Tuesday, March 22, 2016

Every Confessional Is Hewn From the Wood of the Cross

St. Dismas, the Repentant Thief, and Christ

The first email I received today was at 4:30 in the morning. It was from a brother priest who simply asked, "Alb and stole or just stole?" He is one of several priests who will be helping me out tonight for our Holy Week confessions at Boston University and wanted to know what he should bring with him.  I will bump into that priest later on this morning at the Chrism Mass, the Mass when all of the priests in the archdiocese gather with the Cardinal for the blessing of the Holy Oils.  

What really struck me though when I woke up is that this priest will have a busy and long day. He was sending emails at 4:30am and will be hearing confessions until about 9pm tonight. He and the other priests who will help me out tonight are all going out of their way and adding something additional to their already full Holy Week schedules. They do it because they're good priests and because hearing confessions--especially the confessions of college students--is such a great joy and privilege.

Undoubtedly, by the time confessions end this evening, all of us will be exhausted. Hearing confessions is not just physically tiring. It brings with it almost a metaphysical exhaustion. While you are hearing confession after confession, you realize that you are being used in a way that is completely beyond your natural capacities.  All of the sacraments receive their efficacy from the Cross of Christ. Thus, in the confessional, we are entering into the Mystery of the Cross. In some mysterious way, as a priest, you feel quite close to the Cross when you hear confessions. I think most priests would agree that after you've spent a substantial amount of time hearing confessions, you feel completely spent. But there is no greater feeling than that exhaustion. You feel as though you have given everything you have, but what was accomplished is way beyond what you gave. 

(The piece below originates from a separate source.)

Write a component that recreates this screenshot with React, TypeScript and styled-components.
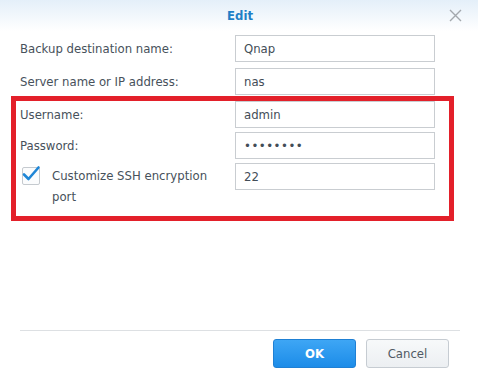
import React from "react";
import styled, { createGlobalStyle } from "styled-components";

const GlobalStyle = createGlobalStyle`
  html, body {
    margin: 0;
    padding: 0;
    background: #ffffff;
  }
  body {
    font-family: "DejaVu Sans Condensed", "DejaVu Sans", Verdana, sans-serif;
    font-stretch: condensed;
  }
`;

type Field = { label: string; value: string };

const topFields: Field[] = [
  { label: "Backup destination name:", value: "Qnap" },
  { label: "Server name or IP address:", value: "nas" },
];

const App = () => {
  return (
    <>
      <GlobalStyle />
      <StyledDialog>
        <StyledHeader>
          <StyledTitle>Edit</StyledTitle>
          <StyledClose aria-label="close">
            <svg width="13" height="13" viewBox="0 0 13 13">
              <path d="M1 1 L12 12 M12 1 L1 12" stroke="#a3a8ad" strokeWidth="1.4" />
            </svg>
          </StyledClose>
        </StyledHeader>

        <StyledForm>
          {topFields.map((f) => (
            <StyledRow key={f.label}>
              <StyledLabel>{f.label}</StyledLabel>
              <StyledInput defaultValue={f.value} />
            </StyledRow>
          ))}

          <StyledHighlight>
            <StyledRow>
              <StyledLabel>Username:</StyledLabel>
              <StyledInput defaultValue="admin" />
            </StyledRow>
            <StyledRow>
              <StyledLabel>Password:</StyledLabel>
              <StyledInput defaultValue="••••••••" dots />
            </StyledRow>
            <StyledRow $top>
              <StyledCheckLabel>
                <StyledCheckbox>
                  <svg width="20" height="18" viewBox="0 0 20 18">
                    <path
                      d="M3 9.5 L7.5 14 L17.5 2.5"
                      fill="none"
                      stroke="#1f86d6"
                      strokeWidth="2.6"
                      strokeLinecap="round"
                      strokeLinejoin="round"
                    />
                  </svg>
                </StyledCheckbox>
                <StyledWrapText>Customize SSH encryption port</StyledWrapText>
              </StyledCheckLabel>
              <StyledInput defaultValue="22" />
            </StyledRow>
          </StyledHighlight>
        </StyledForm>

        <StyledFooter>
          <StyledButton $primary>OK</StyledButton>
          <StyledButton>Cancel</StyledButton>
        </StyledFooter>
      </StyledDialog>
    </>
  );
};

const StyledDialog = styled.div`
  width: 478px;
  height: 374px;
  display: flex;
  flex-direction: column;
  background: #ffffff;
  color: #47515b;
  font-size: 13px;
`;

const StyledHeader = styled.div`
  position: relative;
  height: 31px;
  display: flex;
  align-items: center;
  justify-content: center;
  background: linear-gradient(#e4eff9, #ffffff);
`;

const StyledTitle = styled.span`
  font-weight: bold;
  font-size: 13px;
  color: #1f7fc6;
  margin-left: 2px;
`;

const StyledClose = styled.span`
  position: absolute;
  right: 16px;
  top: 9px;
  display: flex;
  cursor: pointer;
`;

const StyledForm = styled.div`
  display: flex;
  flex-direction: column;
  gap: 6px;
  padding: 4px 43px 0 20px;
`;

const StyledRow = styled.div<{ $top?: boolean }>`
  display: flex;
  align-items: ${(p) => (p.$top ? "flex-start" : "center")};
  min-height: 27px;
`;

const StyledLabel = styled.span`
  width: 215px;
  flex: none;
  white-space: nowrap;
`;

const StyledInput = styled.input.attrs({ readOnly: true })<{ dots?: boolean }>`
  box-sizing: border-box;
  width: 200px;
  height: 27px;
  padding: 0 8px;
  border: 1px solid #c9cdd1;
  border-radius: 0;
  font-family: inherit;
  font-stretch: condensed;
  font-size: 13px;
  color: #434d57;
  letter-spacing: ${(p) => (p.dots ? "0.5px" : "normal")};
  outline: none;
`;

const StyledHighlight = styled.div`
  display: flex;
  flex-direction: column;
  gap: 4px;
  margin: -5px -19px 0 -9px;
  padding: 0 14px 9px 4px;
  border: 5px solid #e3202a;
`;

const StyledCheckLabel = styled.div`
  width: 215px;
  flex: none;
  display: flex;
  align-items: flex-start;
  gap: 12px;
  padding-left: 2px;
  box-sizing: border-box;
`;

const StyledCheckbox = styled.span`
  position: relative;
  flex: none;
  width: 16px;
  height: 16px;
  margin-top: 4px;
  border: 1px solid #c5cacf;
  border-radius: 2px;
  background: #fbfcfd;
  svg {
    position: absolute;
    left: -2px;
    top: -3px;
  }
`;

const StyledWrapText = styled.span`
  width: 172px;
  line-height: 21px;
  padding-top: 2px;
`;

const StyledFooter = styled.div`
  margin: auto 18px 6px 20px;
  padding: 8px 11px 0 0;
  border-top: 1px solid #dde0e3;
  display: flex;
  justify-content: flex-end;
  gap: 10px;
`;

const StyledButton = styled.button<{ $primary?: boolean }>`
  width: 83px;
  height: 29px;
  border-radius: 3px;
  font-family: inherit;
  font-stretch: condensed;
  font-size: 13px;
  cursor: pointer;
  border: 1px solid ${(p) => (p.$primary ? "#1f80d4" : "#c6ccd2")};
  background: ${(p) =>
    p.$primary
      ? "linear-gradient(#3ea6f5, #1c8ce8)"
      : "linear-gradient(#f7f9fa, #eceff2)"};
  color: ${(p) => (p.$primary ? "#ffffff" : "#505a64")};
  font-weight: ${(p) => (p.$primary ? "bold" : "normal")};
`;

export default App;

No matter how much the individual priest might give, none of that could bring about the forgiveness of sins. It's only because the priest is the instrument of the One who truly gave everything that the Sacrament brings about the obliteration of sin. In the confessional, we experience the fruits of Christ's total gift of self. Every confessional--be it in a Cathedral in Rome, in a college chapel, on the battlefield, in a hospital room, or in the case of St. Dismas, on a cross--every confessional is made from the wood of the Cross, stained in the Blood of Christ, and animated by the the breath of Christ which he breathed from the Cross. What happens in the confessional is so much greater than we ever truly grasp. In the confessional, we enter into the Mystery of the Cross. We stand beneath Christ and are washed in His Blood and our dead souls are resuscitated by his breath.

Is it any wonder why priests who give themselves over generously to hearing confessions continue to do so time and time again? They know that they will be exhausted, but there is no place more life giving than in more perfectly uniting themselves to the Crucified Lord.

I pray that tonight many young men and women will come to the Wood of the Cross. I also pray that Catholics everywhere will come to confession during this Holy Week and receive the Mercy of God. Jesus died for sins. We are not beyond His Mercy. We are not beyond His Grace. I know that sometimes people feel as though it is too late or they say, "I know eventually I will have to go." Don't put it off. He wants to forgive you NOW. He wants to free you NOW.  

The Wood of the Cross was soaked and stained in the Blood of Christ. Every confessional is hewn from the Wood of the Cross. Every confessional is soaked and stained in the Blood of Christ. There is no sin that cannot be washed away by touching it to the Wood of the Cross. Come, receive forgiveness. 


  1. Don't have a problem with confession but never liked that black box. Where and when did the western church come up with that? I'm a Byzantine Catholic so we don't do that. Never have at least in the 'old countries'. I understand that here in the U.S. in the early days the priests were cowed into installing them by the Roman Bishops. It took years before we got our own Bishop and once we did out they went! Our practice is to go forward to the Iconostasis (Icon Screen), kneel before the Image of Christ, Father places his stole over our head and shoulders and we make our confessions. Thinking about it, one could say that the Iconostasis is a part of Christ's cross as it is made of wood. Also, in the Anglican/Episcopal form of kneeling at the Alter Rail with priest laying hand and stole on the penitents head serves the same symbolic thing. Not sure what they do in the new Anglican Ordinariate practice, perhaps both. Thanks for your article and your blog. You were mentioned on a news post on the Saint Gregory the Great (Anglican Ordinariate) webpage.

    1. The Ordinariate in all likelihood follows Roman practice.

      Confessionals were installed to ensure anonymous confessions, at least from the perspective of the penitent and priest. They also were installed to prevent scandal and impropriety. The Protestants often slandered priests by accusing them of sexual acts during confession. Keeping a wall between priest and penitent would have staved off some of the abuse in the last several decades.